Backpropagation is nonlocal and might be a couple of orders of magnitude more efficient at learning than whatever it is that brain does. Evolution wouldn’t have been able to take advantage of that, because brains are local. If that holds, it eats up most of the difference.
But also the output of GPT-3 is pretty impressive, I think it’s on its own a strong argument that if it got the right datasets (the kind that are only feasible to generate automatically with a similar system) and slightly richer modalities (like multiple snippets of text and not one), it would be able to learn to maintain coherent thought. That’s the kind of missing algorithms I’m thinking about, generation of datasets and retraining on them, which might require as little as hundreds of cycles of training needed for vanilla GPT-3 to make it stop wandering wildly off-topic, get the point more robustly, and distinguish fiction from reality. Or whatever other crucial faculties that are currently in disarray but could be trained with an appropriate dataset that can be generated with what it already got.
Deep learning/backprop has way more people devoted to improving its efficiency than Hebbian learning.
Those 100x slowdown results were for a Hebbian learner trying to imitate backprop, not learn as efficiently as possible.
Why would training GPT-3 on its own output improve it at all? Scaling laws indicate there’s only so much that more training data can do for you, and artificial data generated by GPT-3 would have worse long term coherence than real data.

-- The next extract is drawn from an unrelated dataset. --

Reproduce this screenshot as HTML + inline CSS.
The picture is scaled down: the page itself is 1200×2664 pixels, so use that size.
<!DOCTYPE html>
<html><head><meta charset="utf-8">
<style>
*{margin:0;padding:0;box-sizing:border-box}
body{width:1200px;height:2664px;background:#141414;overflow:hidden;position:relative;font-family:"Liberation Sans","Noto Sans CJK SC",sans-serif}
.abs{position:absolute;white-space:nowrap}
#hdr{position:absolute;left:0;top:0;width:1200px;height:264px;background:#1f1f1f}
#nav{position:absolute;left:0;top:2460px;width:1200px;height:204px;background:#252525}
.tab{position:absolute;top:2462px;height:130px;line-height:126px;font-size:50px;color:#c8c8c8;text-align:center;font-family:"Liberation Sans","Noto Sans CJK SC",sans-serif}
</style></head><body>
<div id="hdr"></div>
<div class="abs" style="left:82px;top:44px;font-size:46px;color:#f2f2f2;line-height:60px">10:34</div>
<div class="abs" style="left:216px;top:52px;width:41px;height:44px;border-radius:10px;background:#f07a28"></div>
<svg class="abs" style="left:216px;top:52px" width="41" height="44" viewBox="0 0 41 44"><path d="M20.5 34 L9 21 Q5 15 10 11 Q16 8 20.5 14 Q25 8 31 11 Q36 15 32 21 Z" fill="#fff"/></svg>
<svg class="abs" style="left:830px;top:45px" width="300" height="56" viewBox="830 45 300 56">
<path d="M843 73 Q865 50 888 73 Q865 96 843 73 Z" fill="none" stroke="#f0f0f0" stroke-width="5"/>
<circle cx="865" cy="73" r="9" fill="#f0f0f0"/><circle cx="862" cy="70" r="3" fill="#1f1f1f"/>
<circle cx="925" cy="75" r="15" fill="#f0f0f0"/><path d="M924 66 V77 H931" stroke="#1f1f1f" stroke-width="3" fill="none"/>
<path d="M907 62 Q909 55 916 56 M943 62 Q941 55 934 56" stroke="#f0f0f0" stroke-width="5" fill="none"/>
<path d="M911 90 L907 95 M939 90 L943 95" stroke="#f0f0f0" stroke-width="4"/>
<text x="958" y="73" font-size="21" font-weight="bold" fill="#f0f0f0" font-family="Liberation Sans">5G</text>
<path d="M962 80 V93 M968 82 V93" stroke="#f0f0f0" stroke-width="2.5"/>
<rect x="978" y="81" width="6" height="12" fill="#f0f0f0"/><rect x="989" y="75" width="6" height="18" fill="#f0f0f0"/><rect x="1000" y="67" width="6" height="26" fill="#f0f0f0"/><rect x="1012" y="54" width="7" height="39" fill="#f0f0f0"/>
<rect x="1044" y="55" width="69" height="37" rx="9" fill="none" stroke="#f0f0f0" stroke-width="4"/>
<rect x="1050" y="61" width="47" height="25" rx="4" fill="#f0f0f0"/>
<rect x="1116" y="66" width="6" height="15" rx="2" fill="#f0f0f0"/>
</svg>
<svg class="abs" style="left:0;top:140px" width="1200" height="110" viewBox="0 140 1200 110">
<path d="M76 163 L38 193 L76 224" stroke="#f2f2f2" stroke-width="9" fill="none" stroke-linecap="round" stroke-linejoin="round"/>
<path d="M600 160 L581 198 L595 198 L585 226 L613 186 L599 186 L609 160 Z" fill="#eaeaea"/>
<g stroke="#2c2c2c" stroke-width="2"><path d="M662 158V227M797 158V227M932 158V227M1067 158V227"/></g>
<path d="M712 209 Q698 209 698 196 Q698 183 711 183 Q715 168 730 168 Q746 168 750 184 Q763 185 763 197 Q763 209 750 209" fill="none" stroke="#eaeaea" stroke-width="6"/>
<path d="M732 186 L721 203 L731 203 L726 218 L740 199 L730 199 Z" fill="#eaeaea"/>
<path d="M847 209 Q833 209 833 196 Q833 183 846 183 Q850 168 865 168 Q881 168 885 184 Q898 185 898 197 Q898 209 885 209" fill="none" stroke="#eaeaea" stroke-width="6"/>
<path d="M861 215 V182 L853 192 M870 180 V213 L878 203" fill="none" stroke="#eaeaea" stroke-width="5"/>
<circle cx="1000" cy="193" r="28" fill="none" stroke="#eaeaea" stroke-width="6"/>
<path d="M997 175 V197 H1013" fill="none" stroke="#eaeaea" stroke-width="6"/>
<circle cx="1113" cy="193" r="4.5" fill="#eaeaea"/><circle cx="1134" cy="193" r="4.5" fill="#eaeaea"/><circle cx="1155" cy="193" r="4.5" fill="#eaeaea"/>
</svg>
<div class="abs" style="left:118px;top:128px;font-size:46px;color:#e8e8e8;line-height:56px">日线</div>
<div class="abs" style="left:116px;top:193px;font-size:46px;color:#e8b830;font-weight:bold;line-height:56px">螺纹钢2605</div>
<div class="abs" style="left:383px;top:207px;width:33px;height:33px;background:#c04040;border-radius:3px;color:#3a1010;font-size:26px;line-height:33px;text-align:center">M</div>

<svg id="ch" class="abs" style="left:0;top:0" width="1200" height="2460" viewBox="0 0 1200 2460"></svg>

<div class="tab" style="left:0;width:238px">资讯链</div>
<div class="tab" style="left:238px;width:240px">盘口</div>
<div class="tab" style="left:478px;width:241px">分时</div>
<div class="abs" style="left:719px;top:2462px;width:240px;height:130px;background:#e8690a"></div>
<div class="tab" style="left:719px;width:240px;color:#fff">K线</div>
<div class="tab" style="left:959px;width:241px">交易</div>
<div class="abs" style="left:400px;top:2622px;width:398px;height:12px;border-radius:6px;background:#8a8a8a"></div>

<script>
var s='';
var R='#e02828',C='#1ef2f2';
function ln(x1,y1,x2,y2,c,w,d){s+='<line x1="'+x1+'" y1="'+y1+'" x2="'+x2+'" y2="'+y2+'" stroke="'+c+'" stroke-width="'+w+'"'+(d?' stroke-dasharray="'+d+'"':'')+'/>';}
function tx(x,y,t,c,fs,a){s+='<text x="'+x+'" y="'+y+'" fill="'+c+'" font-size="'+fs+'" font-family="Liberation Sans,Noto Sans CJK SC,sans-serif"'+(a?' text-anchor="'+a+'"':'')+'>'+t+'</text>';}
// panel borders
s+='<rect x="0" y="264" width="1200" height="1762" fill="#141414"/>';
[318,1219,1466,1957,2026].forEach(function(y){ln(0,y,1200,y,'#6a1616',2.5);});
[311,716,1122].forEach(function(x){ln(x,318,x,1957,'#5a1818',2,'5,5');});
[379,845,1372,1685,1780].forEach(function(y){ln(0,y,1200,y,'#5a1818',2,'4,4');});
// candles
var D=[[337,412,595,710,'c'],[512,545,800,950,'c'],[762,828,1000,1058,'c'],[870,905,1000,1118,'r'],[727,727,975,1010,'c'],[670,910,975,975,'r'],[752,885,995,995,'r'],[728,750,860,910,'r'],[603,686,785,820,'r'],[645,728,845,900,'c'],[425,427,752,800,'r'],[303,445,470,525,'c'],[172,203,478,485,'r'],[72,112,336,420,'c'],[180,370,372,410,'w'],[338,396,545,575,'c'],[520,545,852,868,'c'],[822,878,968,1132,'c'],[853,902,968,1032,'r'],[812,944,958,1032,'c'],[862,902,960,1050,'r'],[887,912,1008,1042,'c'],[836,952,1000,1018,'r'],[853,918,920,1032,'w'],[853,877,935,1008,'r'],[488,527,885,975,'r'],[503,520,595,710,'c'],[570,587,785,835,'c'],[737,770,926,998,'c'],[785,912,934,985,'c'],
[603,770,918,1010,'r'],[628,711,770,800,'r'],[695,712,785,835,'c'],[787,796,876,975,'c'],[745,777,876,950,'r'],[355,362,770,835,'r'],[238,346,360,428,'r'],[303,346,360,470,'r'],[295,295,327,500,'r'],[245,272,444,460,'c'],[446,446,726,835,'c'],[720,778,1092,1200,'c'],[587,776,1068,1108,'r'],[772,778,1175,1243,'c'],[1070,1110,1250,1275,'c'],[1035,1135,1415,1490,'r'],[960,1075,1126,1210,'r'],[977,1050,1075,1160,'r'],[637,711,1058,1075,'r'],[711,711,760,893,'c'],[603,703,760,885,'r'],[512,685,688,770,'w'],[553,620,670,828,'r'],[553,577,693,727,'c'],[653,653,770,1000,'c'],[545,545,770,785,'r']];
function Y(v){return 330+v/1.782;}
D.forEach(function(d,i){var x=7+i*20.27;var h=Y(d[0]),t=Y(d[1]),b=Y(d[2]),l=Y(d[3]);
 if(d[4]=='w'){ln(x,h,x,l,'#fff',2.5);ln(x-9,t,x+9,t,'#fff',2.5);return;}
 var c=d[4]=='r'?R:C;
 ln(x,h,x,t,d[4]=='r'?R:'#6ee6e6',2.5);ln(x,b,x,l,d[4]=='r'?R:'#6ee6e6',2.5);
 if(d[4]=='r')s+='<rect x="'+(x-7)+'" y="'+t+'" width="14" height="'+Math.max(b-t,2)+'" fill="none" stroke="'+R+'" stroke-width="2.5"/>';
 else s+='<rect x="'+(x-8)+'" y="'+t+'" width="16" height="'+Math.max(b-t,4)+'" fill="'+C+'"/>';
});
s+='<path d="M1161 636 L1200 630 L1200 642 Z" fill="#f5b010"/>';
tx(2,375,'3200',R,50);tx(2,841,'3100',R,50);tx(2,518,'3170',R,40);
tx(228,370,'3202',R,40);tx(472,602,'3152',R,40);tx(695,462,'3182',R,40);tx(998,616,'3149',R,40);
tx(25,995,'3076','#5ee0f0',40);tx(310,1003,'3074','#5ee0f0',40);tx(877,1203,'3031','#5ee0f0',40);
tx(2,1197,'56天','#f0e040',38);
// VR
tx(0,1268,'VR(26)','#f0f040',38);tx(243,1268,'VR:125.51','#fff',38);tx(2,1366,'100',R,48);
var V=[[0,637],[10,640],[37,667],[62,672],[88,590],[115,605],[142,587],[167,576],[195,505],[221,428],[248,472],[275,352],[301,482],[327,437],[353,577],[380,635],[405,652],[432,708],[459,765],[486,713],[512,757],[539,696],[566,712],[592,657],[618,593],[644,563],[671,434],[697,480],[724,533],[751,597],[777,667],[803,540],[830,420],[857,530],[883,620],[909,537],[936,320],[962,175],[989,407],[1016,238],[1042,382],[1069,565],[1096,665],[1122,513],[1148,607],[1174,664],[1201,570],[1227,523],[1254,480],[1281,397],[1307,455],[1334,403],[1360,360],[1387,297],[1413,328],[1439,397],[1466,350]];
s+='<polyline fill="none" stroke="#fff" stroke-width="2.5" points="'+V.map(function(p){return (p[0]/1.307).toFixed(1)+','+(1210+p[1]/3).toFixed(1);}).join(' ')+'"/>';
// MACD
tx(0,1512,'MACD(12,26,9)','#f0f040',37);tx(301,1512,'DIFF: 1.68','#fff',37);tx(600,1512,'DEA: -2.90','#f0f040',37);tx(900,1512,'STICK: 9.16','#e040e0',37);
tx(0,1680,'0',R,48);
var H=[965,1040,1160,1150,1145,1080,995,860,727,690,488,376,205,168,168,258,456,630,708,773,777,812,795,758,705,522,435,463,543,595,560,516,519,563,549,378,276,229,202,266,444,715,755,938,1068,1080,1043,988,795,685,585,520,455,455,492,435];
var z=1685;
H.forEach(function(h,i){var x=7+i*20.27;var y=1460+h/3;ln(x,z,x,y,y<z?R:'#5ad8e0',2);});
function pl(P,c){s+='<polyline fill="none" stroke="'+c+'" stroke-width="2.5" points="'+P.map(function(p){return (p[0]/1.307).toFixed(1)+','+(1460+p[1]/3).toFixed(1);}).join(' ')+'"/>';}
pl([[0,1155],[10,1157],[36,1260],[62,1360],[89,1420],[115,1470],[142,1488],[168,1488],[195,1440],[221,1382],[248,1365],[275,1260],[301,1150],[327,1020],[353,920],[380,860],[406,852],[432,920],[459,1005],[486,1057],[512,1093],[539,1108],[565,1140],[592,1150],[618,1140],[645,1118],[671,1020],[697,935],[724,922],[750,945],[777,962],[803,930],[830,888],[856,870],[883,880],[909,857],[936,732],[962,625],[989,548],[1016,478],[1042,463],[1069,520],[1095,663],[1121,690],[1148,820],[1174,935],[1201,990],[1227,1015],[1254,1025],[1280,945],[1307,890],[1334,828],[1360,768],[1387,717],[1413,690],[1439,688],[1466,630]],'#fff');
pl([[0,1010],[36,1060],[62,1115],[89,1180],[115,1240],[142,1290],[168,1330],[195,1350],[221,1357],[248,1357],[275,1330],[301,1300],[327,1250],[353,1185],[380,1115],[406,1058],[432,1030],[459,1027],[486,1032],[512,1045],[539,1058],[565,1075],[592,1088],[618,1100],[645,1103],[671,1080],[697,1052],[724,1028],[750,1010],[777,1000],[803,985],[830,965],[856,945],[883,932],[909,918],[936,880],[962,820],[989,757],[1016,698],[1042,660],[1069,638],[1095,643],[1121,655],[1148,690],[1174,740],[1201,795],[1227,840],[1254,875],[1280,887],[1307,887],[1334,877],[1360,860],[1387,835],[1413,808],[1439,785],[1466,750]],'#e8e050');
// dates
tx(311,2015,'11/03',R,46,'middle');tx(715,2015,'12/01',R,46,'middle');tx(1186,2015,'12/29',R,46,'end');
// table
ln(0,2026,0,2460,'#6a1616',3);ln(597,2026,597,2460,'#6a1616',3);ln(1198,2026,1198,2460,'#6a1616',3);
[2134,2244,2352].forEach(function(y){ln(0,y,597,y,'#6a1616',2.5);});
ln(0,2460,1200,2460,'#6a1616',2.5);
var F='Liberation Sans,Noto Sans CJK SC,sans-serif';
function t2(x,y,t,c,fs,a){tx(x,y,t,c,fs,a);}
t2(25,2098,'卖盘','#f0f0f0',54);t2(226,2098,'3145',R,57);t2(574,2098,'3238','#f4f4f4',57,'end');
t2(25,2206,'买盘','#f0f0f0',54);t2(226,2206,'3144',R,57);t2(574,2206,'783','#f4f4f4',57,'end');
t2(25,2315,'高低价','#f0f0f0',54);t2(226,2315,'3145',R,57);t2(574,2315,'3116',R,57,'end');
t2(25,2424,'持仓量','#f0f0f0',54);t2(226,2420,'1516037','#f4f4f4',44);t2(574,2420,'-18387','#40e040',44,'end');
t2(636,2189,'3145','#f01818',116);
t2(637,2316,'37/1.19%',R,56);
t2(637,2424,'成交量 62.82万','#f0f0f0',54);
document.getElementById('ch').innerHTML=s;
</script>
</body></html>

Self-distillation is a thing, even outside a DRL setting. (“Best-of” sampling is similar to self-distillation in being a way to get better output out of GPT-3 using just GPT-3.) There’s also an issue of “sampling can prove the presence of knowledge but not the absence” in terms of unlocking abilities that you haven’t prompted—in a very timely paper yesterday, OA demonstrates that GPT-3 models have much better translation abilities than anyone realized, and you can train on its own output to improve its zero-shot translation to English & make that power accessible: “Unsupervised Neural Machine Translation with Generative Language Models Only”, Han et al 2021.
You generate better datasets for playing chess by making a promising move (which is hard to get right without already having trained on a good dataset) and then seeing whether the outcome looks more like winning than for other promising moves (which is easier to check, with blitz games by the same model). The blitz games start out chaotic as well, not predicting actual worth of a move very well, but with each pass of this process the dataset improves, as does the model’s ability to generate even better datasets by playing better blitz.
For language, this could be something like using prompts to set up additional context, generating perhaps a single token continuing some sequence, and evaluating it by continuing it to a full sentence/paragraph and then asking the system what it thinks about the result in some respect. Nobody knows how to do this well for language, to actually get better and not just finetune for some aspect of what’s already there, hence the missing algorithms. (This is implicit in a lot of alignment talk, see for example amplification and debate.) The point for timelines is that this doesn’t incur enormous overhead.
These are all terrible arguments: the 100x slowdown for a vaguely relevant algorithm, the power of evolution, the power of more people working on backprop, the esimates of brain compute themselves. The point is, nonlocality of backprop makes relevance of its compute parity with evolved learning another terrible argument, and the 100x figure is an anchor for this aspect usually not taken into account when applying estimates of brain compute to machine learning.